Front-end source files:
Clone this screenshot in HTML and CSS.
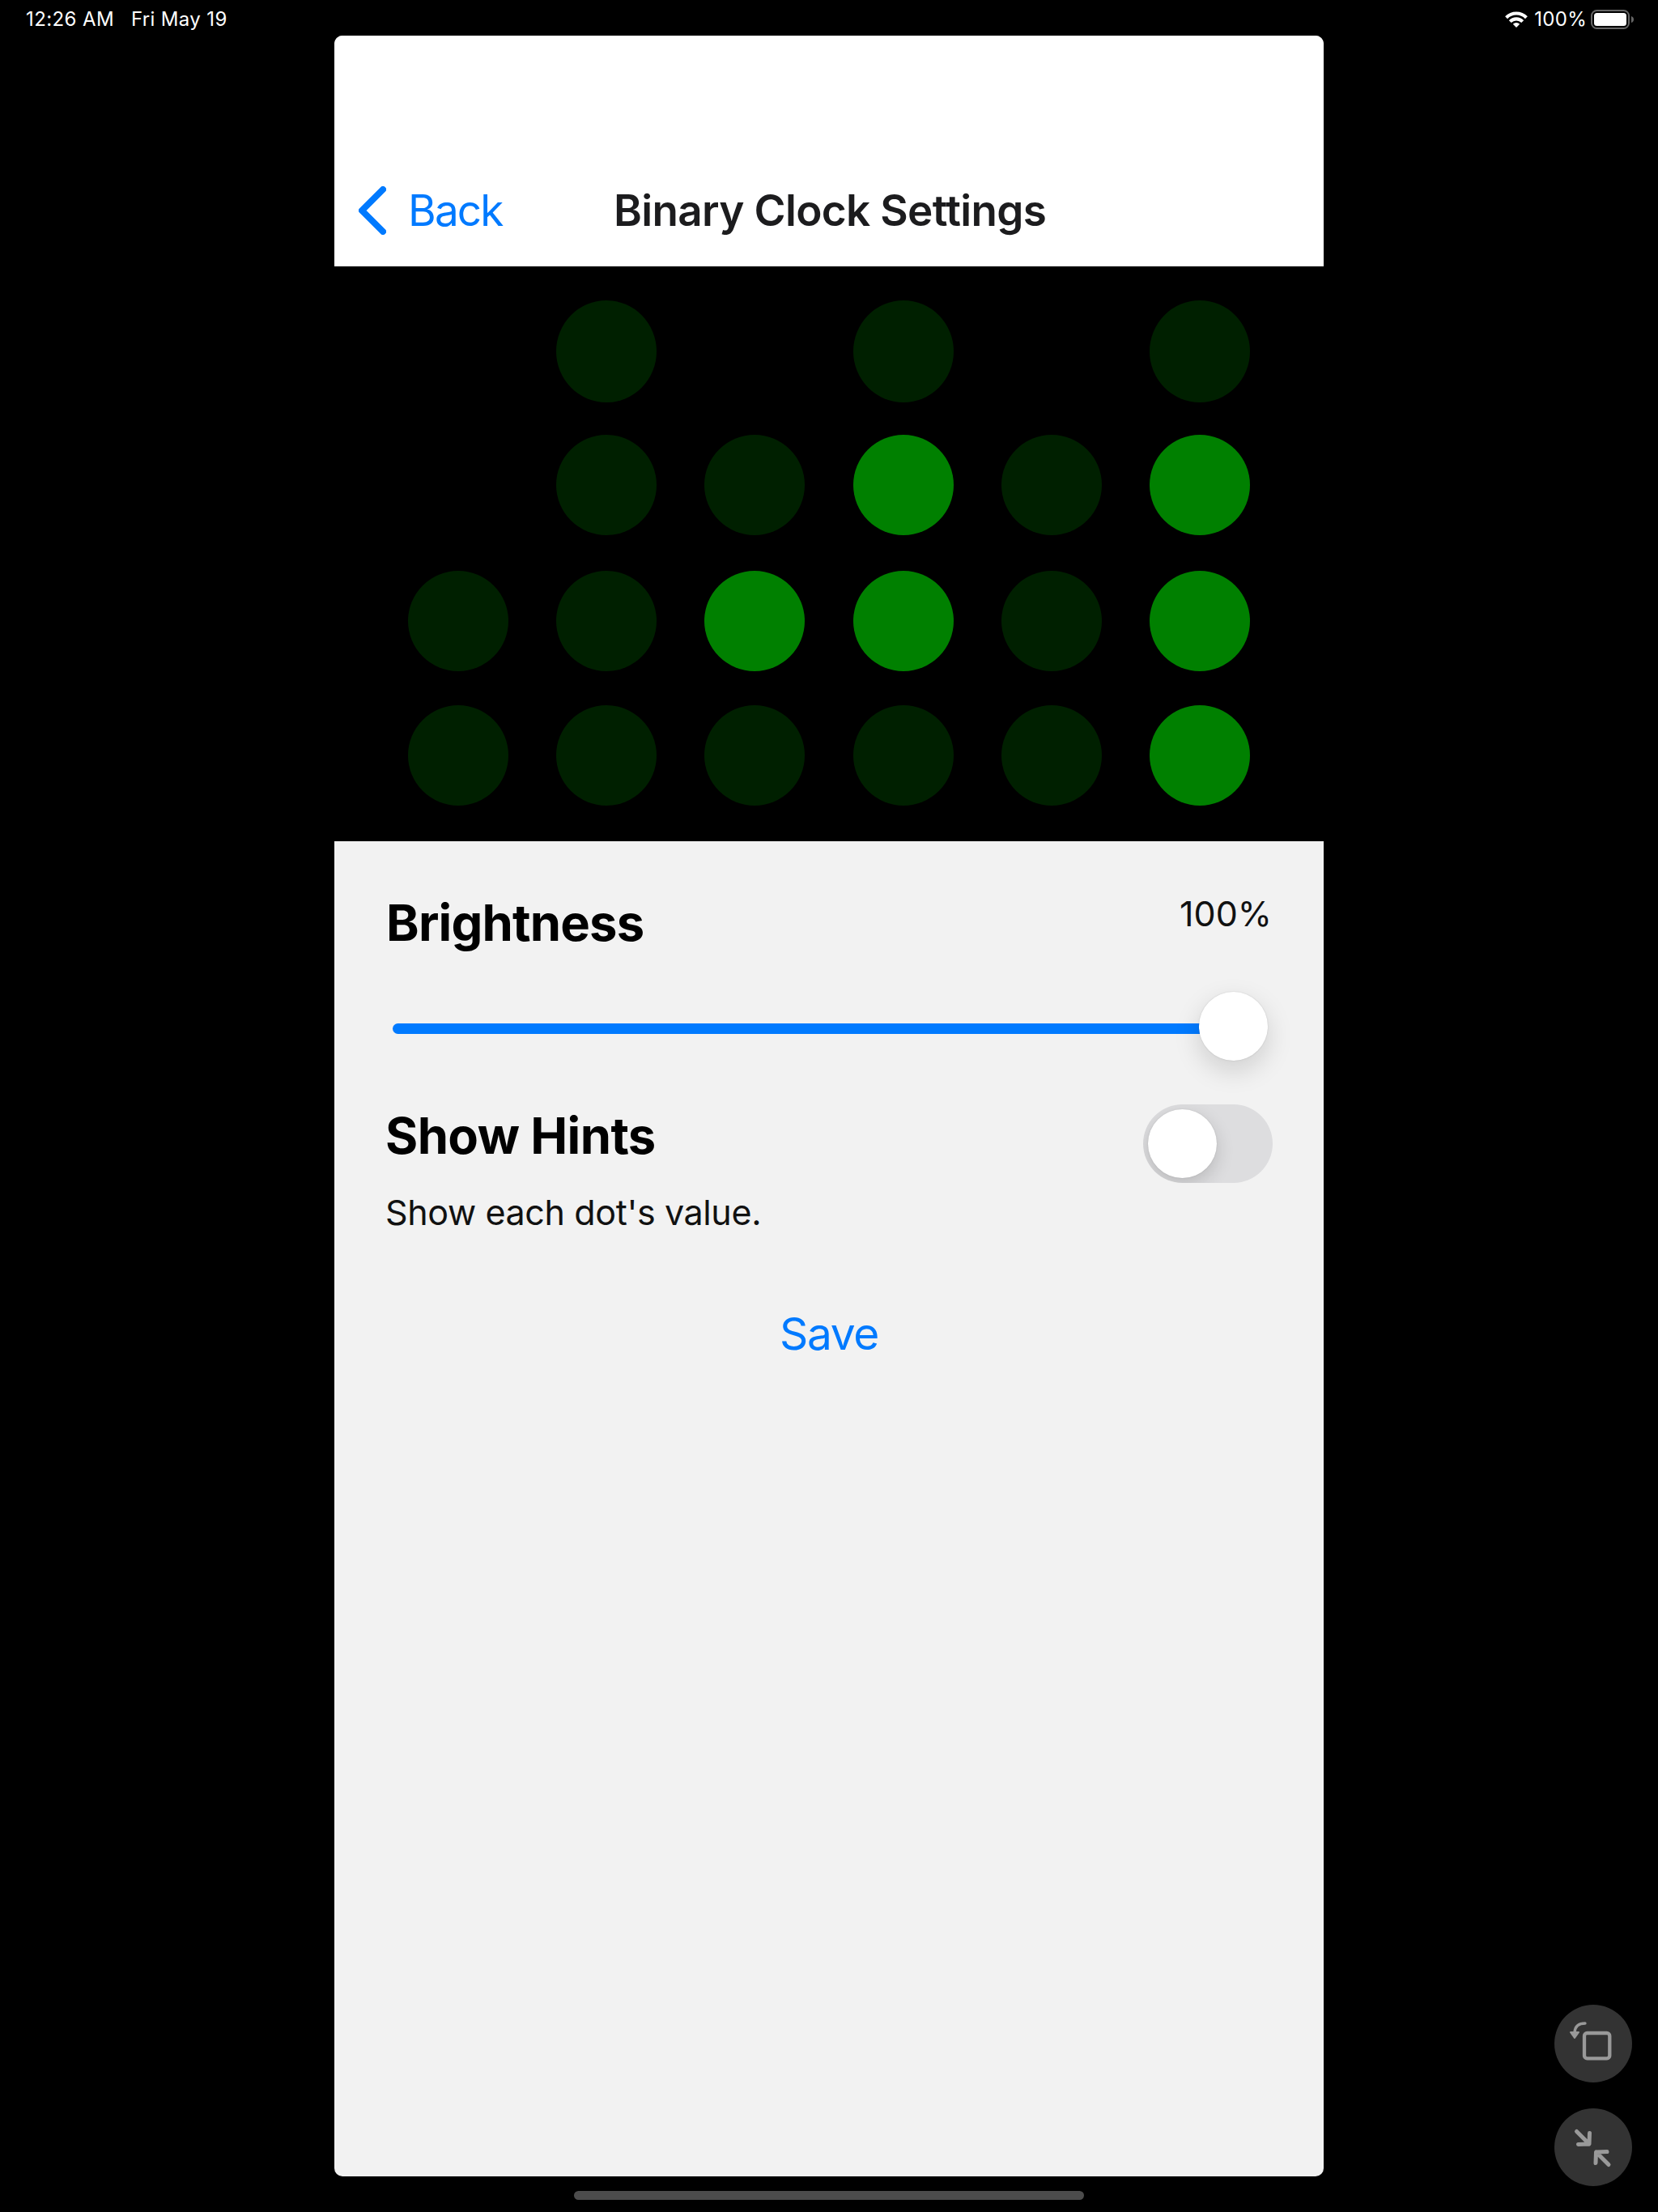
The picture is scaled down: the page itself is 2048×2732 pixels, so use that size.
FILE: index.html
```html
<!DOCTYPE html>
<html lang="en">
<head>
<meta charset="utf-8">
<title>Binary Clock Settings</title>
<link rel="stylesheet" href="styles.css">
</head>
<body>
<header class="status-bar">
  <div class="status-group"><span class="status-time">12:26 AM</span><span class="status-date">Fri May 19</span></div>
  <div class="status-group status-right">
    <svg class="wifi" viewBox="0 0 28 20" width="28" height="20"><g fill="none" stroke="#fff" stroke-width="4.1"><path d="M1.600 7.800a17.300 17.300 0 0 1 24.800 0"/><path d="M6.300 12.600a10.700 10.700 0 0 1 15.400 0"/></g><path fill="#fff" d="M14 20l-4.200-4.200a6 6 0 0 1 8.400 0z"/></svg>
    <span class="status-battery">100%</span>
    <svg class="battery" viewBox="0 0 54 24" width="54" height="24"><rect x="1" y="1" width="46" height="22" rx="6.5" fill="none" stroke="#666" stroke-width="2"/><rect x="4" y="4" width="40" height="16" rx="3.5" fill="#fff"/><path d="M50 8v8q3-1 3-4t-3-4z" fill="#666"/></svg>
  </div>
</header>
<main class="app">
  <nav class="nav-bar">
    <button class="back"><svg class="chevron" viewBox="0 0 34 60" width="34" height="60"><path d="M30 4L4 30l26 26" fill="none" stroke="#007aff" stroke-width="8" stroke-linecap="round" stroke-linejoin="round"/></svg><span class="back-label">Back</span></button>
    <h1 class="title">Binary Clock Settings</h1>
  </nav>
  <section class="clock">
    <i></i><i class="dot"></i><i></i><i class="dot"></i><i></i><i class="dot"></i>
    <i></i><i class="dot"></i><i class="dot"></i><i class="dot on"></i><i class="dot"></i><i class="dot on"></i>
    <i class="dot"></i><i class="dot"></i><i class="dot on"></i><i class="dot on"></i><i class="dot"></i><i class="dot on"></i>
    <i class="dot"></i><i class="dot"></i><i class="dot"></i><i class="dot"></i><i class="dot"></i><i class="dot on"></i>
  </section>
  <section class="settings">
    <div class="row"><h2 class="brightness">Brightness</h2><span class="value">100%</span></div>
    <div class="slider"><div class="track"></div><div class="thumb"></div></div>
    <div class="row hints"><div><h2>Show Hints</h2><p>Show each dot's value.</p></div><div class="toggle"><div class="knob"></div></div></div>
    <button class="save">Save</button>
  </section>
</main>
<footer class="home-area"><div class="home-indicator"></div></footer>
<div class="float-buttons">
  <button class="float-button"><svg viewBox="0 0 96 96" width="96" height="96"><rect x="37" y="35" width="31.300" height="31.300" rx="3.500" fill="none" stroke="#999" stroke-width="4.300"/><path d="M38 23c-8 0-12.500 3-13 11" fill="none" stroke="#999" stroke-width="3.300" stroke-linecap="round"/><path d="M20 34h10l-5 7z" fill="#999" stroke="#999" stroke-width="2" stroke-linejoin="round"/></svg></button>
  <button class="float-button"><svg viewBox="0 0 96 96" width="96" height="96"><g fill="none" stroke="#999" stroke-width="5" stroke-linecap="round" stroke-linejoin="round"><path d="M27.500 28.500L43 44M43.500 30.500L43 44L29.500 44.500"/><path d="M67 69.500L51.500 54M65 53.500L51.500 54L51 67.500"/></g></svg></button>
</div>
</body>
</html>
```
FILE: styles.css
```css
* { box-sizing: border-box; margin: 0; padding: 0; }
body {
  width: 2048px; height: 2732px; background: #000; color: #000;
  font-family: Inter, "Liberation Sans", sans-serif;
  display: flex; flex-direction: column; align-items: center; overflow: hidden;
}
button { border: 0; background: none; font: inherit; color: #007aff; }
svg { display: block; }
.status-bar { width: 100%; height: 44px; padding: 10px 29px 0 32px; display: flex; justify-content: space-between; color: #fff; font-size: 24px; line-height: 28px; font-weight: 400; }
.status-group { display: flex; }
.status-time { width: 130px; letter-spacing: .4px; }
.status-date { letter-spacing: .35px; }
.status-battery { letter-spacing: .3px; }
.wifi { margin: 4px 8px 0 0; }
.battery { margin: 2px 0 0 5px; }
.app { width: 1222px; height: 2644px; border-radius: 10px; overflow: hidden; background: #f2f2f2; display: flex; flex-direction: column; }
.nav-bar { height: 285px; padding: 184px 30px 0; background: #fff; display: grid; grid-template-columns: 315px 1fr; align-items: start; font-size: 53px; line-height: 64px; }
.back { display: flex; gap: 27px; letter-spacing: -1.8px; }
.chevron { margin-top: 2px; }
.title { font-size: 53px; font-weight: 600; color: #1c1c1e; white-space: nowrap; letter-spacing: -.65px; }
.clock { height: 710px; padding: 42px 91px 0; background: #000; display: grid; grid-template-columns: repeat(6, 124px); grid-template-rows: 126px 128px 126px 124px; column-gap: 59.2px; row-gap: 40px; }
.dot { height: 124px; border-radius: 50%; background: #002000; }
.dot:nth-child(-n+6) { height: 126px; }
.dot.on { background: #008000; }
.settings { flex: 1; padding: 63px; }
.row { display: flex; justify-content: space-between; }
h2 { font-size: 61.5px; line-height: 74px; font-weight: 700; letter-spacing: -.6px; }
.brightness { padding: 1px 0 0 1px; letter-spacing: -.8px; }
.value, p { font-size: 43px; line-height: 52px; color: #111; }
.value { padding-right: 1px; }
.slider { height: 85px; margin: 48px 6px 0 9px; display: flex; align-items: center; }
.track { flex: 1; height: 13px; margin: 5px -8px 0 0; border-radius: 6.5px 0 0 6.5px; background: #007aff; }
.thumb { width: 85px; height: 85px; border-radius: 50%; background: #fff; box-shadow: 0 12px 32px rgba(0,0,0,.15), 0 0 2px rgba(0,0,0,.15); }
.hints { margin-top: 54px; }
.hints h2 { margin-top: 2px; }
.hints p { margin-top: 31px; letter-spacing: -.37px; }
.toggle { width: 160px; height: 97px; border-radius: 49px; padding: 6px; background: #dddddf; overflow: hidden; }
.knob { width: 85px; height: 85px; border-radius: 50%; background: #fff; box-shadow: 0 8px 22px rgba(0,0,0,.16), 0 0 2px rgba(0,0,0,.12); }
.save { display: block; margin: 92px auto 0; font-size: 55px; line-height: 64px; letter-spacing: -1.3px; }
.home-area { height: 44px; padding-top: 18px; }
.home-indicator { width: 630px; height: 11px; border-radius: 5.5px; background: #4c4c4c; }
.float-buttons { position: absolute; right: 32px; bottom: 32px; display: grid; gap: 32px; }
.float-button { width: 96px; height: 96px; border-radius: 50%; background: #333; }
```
==
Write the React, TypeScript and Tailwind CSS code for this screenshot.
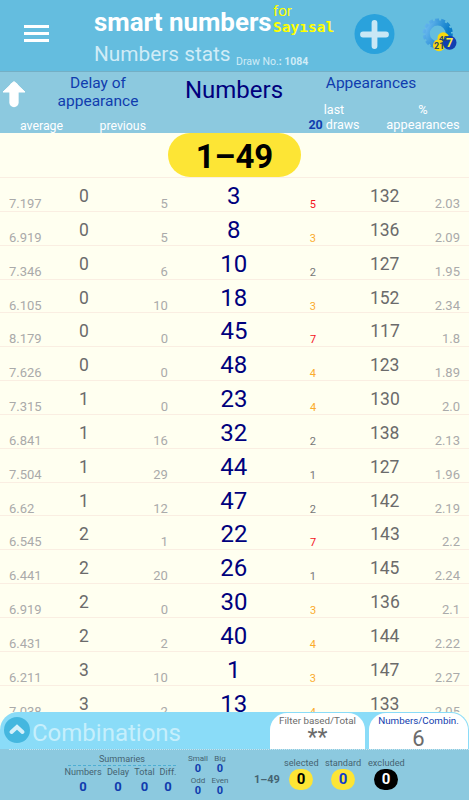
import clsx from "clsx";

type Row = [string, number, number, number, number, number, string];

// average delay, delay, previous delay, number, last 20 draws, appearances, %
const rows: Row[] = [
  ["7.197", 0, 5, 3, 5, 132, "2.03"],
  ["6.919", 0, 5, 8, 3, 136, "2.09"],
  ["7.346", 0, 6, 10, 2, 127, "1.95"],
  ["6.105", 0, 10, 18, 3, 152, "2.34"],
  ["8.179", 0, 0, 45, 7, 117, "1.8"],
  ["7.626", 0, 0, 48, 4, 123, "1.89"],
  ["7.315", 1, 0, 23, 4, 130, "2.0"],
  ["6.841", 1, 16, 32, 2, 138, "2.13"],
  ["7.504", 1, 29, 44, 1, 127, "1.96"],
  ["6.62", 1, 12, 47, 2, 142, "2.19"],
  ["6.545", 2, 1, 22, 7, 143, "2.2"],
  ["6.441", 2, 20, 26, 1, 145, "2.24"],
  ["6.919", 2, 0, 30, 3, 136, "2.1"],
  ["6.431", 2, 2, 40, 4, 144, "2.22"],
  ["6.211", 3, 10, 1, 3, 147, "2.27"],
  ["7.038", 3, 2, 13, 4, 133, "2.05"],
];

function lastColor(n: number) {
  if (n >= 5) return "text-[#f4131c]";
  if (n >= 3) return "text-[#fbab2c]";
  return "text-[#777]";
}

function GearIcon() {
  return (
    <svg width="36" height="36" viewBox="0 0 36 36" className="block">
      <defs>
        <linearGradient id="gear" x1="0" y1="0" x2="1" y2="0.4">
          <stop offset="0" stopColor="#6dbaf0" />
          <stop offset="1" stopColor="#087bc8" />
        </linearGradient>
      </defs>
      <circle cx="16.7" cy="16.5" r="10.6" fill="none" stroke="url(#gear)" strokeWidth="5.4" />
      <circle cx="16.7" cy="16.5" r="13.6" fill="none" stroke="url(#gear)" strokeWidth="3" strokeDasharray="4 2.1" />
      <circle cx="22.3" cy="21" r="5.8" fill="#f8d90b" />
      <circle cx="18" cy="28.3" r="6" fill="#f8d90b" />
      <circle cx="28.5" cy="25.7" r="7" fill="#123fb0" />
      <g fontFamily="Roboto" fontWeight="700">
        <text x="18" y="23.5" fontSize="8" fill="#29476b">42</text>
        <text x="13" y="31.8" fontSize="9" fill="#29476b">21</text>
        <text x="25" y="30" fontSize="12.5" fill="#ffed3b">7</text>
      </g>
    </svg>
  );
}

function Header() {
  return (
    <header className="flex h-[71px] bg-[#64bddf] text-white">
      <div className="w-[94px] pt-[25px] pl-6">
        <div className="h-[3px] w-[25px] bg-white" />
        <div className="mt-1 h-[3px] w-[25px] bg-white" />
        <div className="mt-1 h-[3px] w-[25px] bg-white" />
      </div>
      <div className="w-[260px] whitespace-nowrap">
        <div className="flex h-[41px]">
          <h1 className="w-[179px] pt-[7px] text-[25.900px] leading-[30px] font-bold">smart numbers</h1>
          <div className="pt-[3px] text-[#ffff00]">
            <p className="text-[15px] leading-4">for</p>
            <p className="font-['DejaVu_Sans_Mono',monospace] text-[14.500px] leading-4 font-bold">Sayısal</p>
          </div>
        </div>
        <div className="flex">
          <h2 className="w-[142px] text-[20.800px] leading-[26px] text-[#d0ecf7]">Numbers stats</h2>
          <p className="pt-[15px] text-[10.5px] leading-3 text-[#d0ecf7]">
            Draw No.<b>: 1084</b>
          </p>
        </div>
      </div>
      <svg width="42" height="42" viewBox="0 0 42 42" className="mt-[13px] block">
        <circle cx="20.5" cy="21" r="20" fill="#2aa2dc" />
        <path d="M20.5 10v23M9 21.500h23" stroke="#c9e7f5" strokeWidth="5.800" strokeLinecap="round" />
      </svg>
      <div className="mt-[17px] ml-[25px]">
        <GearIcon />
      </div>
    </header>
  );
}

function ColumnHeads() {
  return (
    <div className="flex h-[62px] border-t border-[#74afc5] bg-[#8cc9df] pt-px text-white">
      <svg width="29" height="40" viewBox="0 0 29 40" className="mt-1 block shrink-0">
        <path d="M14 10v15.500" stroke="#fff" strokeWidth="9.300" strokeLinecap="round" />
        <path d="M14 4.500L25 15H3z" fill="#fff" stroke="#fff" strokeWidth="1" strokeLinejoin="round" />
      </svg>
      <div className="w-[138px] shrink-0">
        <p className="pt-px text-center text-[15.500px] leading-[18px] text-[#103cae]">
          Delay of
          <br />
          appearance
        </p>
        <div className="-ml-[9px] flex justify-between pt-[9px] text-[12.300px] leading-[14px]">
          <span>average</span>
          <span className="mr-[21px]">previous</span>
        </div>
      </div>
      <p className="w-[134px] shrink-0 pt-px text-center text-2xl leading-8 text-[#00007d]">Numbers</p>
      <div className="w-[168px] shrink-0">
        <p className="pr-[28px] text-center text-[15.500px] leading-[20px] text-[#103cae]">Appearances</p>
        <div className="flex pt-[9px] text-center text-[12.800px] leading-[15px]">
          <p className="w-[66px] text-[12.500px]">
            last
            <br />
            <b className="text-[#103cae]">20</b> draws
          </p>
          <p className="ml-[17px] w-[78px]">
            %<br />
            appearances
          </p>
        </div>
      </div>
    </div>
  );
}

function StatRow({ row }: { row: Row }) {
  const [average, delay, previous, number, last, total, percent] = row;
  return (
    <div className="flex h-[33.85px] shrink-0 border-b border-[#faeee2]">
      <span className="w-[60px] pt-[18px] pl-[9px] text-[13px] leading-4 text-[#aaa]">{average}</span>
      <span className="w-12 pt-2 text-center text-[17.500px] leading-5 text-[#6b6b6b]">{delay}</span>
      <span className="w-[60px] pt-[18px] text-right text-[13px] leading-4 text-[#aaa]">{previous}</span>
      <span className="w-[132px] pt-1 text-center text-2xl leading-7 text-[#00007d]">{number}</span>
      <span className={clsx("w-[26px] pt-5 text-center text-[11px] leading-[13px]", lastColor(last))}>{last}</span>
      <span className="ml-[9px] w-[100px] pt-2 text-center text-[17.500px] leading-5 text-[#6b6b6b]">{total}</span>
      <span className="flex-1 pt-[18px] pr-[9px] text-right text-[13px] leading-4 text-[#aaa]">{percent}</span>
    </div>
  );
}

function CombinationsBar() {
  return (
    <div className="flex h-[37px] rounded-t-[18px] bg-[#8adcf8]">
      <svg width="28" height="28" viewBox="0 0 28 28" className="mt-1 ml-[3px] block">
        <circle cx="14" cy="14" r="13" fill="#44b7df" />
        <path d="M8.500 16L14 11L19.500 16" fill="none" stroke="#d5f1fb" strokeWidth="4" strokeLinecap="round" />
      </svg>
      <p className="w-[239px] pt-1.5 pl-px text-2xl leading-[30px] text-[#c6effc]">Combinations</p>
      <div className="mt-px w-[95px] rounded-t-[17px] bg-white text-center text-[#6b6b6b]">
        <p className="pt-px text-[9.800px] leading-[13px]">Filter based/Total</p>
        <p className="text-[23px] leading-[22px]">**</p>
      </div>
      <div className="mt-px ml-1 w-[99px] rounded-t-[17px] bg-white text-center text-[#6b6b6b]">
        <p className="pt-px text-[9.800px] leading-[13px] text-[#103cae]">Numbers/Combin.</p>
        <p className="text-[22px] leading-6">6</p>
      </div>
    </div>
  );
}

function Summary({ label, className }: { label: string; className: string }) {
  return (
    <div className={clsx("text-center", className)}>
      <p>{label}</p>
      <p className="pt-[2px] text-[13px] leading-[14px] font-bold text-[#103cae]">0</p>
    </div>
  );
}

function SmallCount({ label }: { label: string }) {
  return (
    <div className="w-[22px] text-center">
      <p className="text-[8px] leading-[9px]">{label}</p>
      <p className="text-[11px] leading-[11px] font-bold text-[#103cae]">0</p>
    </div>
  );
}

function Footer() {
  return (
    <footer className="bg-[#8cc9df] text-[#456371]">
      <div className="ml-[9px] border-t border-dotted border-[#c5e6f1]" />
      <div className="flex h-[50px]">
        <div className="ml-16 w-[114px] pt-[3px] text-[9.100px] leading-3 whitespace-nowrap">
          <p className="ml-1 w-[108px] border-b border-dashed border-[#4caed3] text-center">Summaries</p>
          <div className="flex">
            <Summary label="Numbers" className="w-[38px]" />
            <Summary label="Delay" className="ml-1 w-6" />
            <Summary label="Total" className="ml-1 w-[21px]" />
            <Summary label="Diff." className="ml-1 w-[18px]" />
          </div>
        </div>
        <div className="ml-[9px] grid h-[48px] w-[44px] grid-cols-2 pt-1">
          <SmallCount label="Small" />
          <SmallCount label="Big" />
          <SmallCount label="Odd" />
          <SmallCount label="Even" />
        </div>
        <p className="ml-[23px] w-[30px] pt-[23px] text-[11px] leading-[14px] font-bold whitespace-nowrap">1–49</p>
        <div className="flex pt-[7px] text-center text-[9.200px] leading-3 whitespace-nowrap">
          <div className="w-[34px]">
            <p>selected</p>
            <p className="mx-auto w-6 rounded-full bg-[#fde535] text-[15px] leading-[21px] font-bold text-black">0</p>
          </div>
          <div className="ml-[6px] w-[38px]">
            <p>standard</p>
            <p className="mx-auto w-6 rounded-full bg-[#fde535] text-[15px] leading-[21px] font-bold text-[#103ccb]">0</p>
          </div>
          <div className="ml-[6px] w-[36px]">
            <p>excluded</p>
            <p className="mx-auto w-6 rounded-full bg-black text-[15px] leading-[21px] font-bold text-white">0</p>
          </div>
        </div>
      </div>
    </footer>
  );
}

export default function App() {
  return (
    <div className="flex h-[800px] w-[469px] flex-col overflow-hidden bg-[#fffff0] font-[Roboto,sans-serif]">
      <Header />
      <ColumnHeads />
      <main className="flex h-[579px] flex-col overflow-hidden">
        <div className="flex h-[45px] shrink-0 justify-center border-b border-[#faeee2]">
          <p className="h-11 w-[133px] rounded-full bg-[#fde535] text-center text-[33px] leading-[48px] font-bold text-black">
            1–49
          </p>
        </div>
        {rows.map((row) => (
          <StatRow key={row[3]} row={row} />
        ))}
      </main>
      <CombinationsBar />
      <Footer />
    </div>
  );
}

*THE TASK*: Only the number is wanted: how many lines of the material above include the word "this"?

*EXERCISE RESULT*: 2